Именно из–за этой временно́й сложности, согласно Гегелю, все становится событийным: вещь является результатом процесса (события) собственного становления, и эта процессуальность десубстанцирует ее. Сам дух, таким образом, радикально десубстанцирован: он — не положительная сила, противопоставленная природе, не некая иная субстанция, постепенно открывающаяся и просвечивающая сквозь инертное природное вещество. Он не что иное, как этот процесс самовысвобождения. Гегель открытым текстом отрекается от понятия духа как некоего положительного агента, лежащего в основе процесса:
О духе обыкновенно говорят как о субъекте, как делающем что–то, и помимо своего действия, этого движения и процесса, он еще и нечто особое, его деятельность более или менее случайна; сама природа духа — эта абсолютная живость быть этим процессом, исходить из природности по направлению к непосредственности, чтобы снять, покинуть свою природность, прийти к себе самому и освободить себя. Только придя к себе, он есть он сам как произведенный самим собой, и его действительность есть только то, что сделало себя тем, что оно есть[79].

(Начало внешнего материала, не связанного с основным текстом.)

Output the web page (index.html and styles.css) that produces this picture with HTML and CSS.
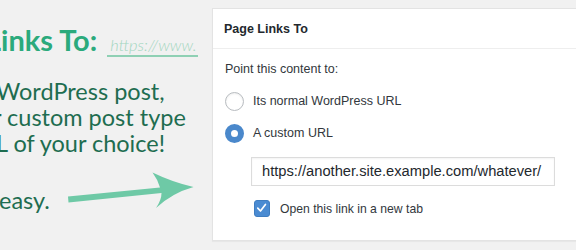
FILE: index.html
```html
<!DOCTYPE html>
<html lang="en">

<head>
    <meta charset="UTF-8">
    <meta name="viewport" content="width=device-width, initial-scale=1.0">
    <title>Page Links To</title>
    <link rel="stylesheet" href="styles.css">
</head>

<body>
    <div class="page">
        <!-- left: banner text -->
        <div class="promo">
            <div class="promo-title">
                <span class="title-main">Links To:</span>
                <span class="title-url">https://www.</span>
            </div>
            <div class="promo-text">
                <div class="line line-1">WordPress post,</div>
                <div class="line line-2">r custom post type</div>
                <div class="line line-3">L of your choice!</div>
                <div class="line line-4">easy.</div>
            </div>
            <svg class="arrow" width="140" height="50" viewBox="60 165 140 50">
                <path d="M68 196.5 L160 187.5 Q158 180 152.5 172.5 Q172 182 193.5 187 Q172 193 156 208 Q161.5 200 161.5 193 L68.5 202.5 Z" fill="#6ec9a6" />
            </svg>
        </div>

        <!-- right: meta box -->
        <div class="postbox">
            <div class="postbox-head">Page Links To</div>
            <div class="postbox-body">
                <div class="label">Point this content to:</div>
                <label class="option">
                    <span class="radio"></span>
                    <span>Its normal WordPress URL</span>
                </label>
                <label class="option">
                    <span class="radio checked"></span>
                    <span>A custom URL</span>
                </label>
                <div class="url-field">https://another.site.example.com/whatever/</div>
                <label class="check-row">
                    <span class="checkbox">
                        <svg width="16" height="16" viewBox="0 0 16 16">
                            <path d="M4 8.2 L6.9 11.2 L12.2 4.2" fill="none" stroke="#fff" stroke-width="1.8" stroke-linecap="round" stroke-linejoin="round" />
                        </svg>
                    </span>
                    <span>Open this link in a new tab</span>
                </label>
            </div>
        </div>
    </div>
</body>

</html>
```

FILE: styles.css
```css
* {
    padding: 0;
    margin: 0;
    box-sizing: border-box;
}

body {
    width: 576px;
    height: 250px;
    overflow: hidden;
    background: #f1f1f1;
}

.page {
    display: flex;
    height: 250px;
}

/* left banner */
.promo {
    width: 212px;
    flex-shrink: 0;
    overflow: hidden;
    position: relative;
    font-family: Lato, "Open Sans", sans-serif;
}

.promo-title {
    display: flex;
    align-items: baseline;
    margin-top: 22px;
    margin-left: -14px;
    white-space: nowrap;
}

.title-main {
    font-size: 29px;
    font-weight: 700;
    color: #2baa7c;
}

.title-url {
    margin-left: 10px;
    padding: 0 2px 0 3px;
    font-size: 16.5px;
    font-style: italic;
    font-weight: 300;
    color: #a3d6c0;
    border-bottom: 2px solid #8fd0b4;
    line-height: 20px;
}

.promo-text {
    margin-top: 21px;
    font-size: 23.5px;
    line-height: 26px;
    color: #1e6d50;
    white-space: nowrap;
}

.line-1 {
    margin-left: -4px;
}

.line-2 {
    margin-left: -7px;
}

.line-3 {
    margin-left: -4px;
}

.line-4 {
    margin-top: 31px;
    margin-left: -1px;
}

.arrow {
    position: absolute;
    left: 60px;
    top: 165px;
}

/* right meta box */
.postbox {
    flex: 1;
    margin: 8px -20px 9px 0;
    background: #fff;
    border: 1px solid #e3e3e3;
    box-shadow: 0 1px 1px rgba(0, 0, 0, .04);
    font-family: "Liberation Sans", Arial, sans-serif;
    color: #32373c;
}

.postbox-head {
    height: 40px;
    padding-left: 11px;
    border-bottom: 1px solid #eeeeee;
    font-size: 12.5px;
    font-weight: 700;
    line-height: 40px;
    color: #23282d;
}

.postbox-body {
    padding: 10px 0 0 12px;
    font-size: 12.5px;
}

.label {
    line-height: 20px;
}

.option {
    display: flex;
    align-items: center;
    gap: 9px;
    height: 32px;
}

.option:first-of-type {
    margin-top: 6px;
}

.radio {
    width: 19px;
    height: 19px;
    border-radius: 50%;
    border: 1px solid #b8bcc0;
    background: #fff;
    box-shadow: inset 0 1px 2px rgba(0, 0, 0, .07);
}

.radio.checked {
    border: 6px solid #4a88cb;
    background: #fff;
    box-shadow: none;
}

.url-field {
    width: 304px;
    height: 29px;
    margin: 8px 0 0 26px;
    padding-left: 10px;
    border: 1px solid #dcdcdc;
    box-shadow: inset 0 1px 2px rgba(0, 0, 0, .05);
    font-size: 14.7px;
    line-height: 27px;
    color: #23282d;
}

.check-row {
    display: flex;
    align-items: center;
    gap: 10px;
    height: 17px;
    margin: 14px 0 0 29px;
    font-size: 12.2px;
}

.checkbox {
    display: flex;
    width: 16px;
    height: 17px;
    border-radius: 3px;
    background: #4a8bd2;
    border: 1px solid #3f7dc0;
}

.checkbox svg {
    margin: -1px 0 0 -1px;
}
```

Материалистическая инверсия Гегеля в трудах Людвига Фейербаха и молодого Маркса отвергает этот самоотносящийся круг, отмахиваясь от него как от идеалистической мистификации: для Фейербаха и Маркса человек является «Gattungswesen» (родовой сущностью), утверждающей свою жизнь, реализуя свои «сущностные силы». Гегельянское событие, таким образом, обращается вспять, и мы возвращаемся к аристотелевской онтологии субстанций, наделенных сущностными свойствами.